I looked into this back in 2007. Since it is unscientific to attribute any particular weather event to a gradual increase in global average atmospheric temperatures, I reasoned that if global warming were influencing rainfall in Mumbai, we would see it in long-term precipitation records. Through a quick Web search I found that Mumbai had not one but two weather stations, and each had a program allowing site visitors to access and plot historic weather data.

So for each station, I directed the program to plot rainfall in Mumbai for the month of July as far back as data were available (1959). In neither case was there any discernible precipitation trend over the previous 45 years.

Mumbai Santa Cruz July Rainfall

Mumbai Colaba Rainfall July

Why rehash this ancient history now? Over at the Center for the Study of Carbon Dioxide and Global Change, those amazing Idsos, Craig and Sherwood, review a new study of rainfall in Northeast India.
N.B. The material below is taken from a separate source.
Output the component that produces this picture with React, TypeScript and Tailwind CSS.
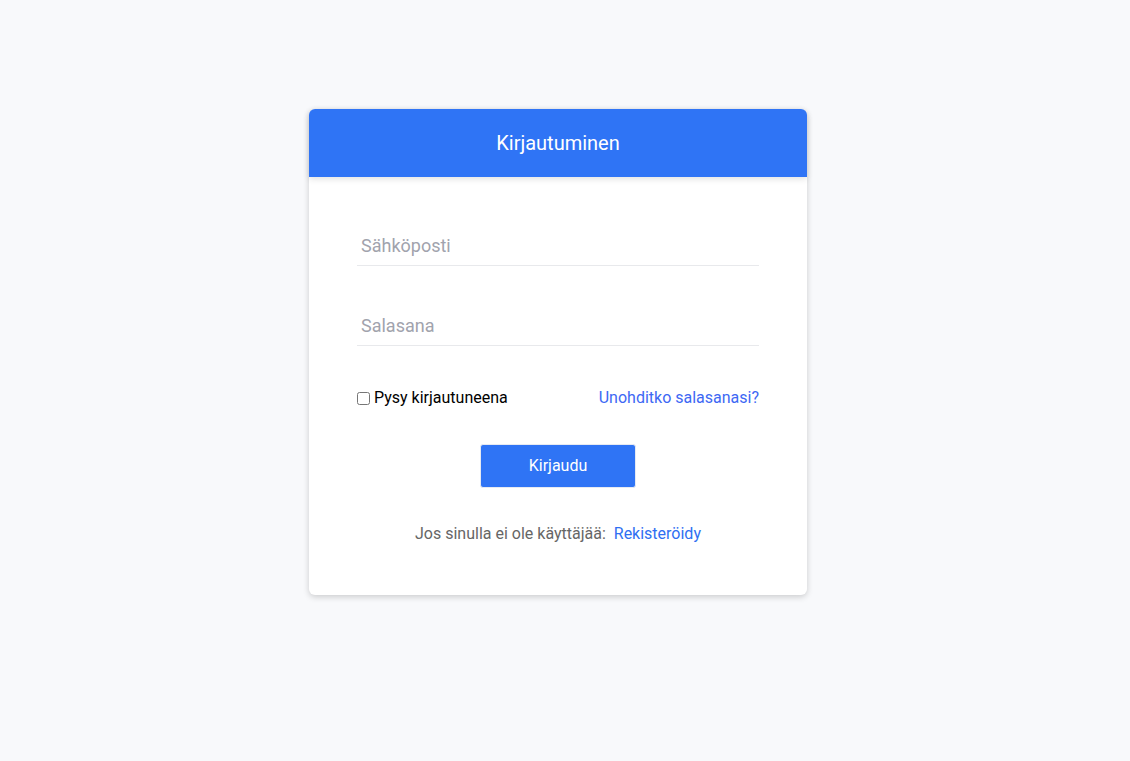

Okay, Mumbai is on India’s West coast, but the study also examines rainfall records over the entire country, and the data for the Northeast go back to the 1870s.

Is there any evidence of long-term trends in precipitation that might be correlated with global warming?

Here’s how the Idsos describe what the researchers learned:

Jain et al. report that, overall, no clear pattern for rainfall for the Northeast Region of India has emerged, either spatially or temporally; and they thus say that “one can conclude that the rainfall series for this region for the period 1871-2008 does not have any significant trend.” In addition, they report that “several studies relating to [the] changing pattern of rainfall over India observed that there is no clear trend of increase or decrease in average rainfall over the [entire] country,” citing the studies of Mooley and Parthasarathy (1984), Thapliyal and Kulshrestha (1991), Lal (2001) and Kumar et al. (2010).

So there you have it: No long-term change in July rainfall in Mumbai, and none in rainfall generally in India. To borrow some favorite phrases from the alarm camp, the record-breaking July 2005 dowpour in Mumbai is “consistent with” natural variability and exactly what natural variability “looks like.”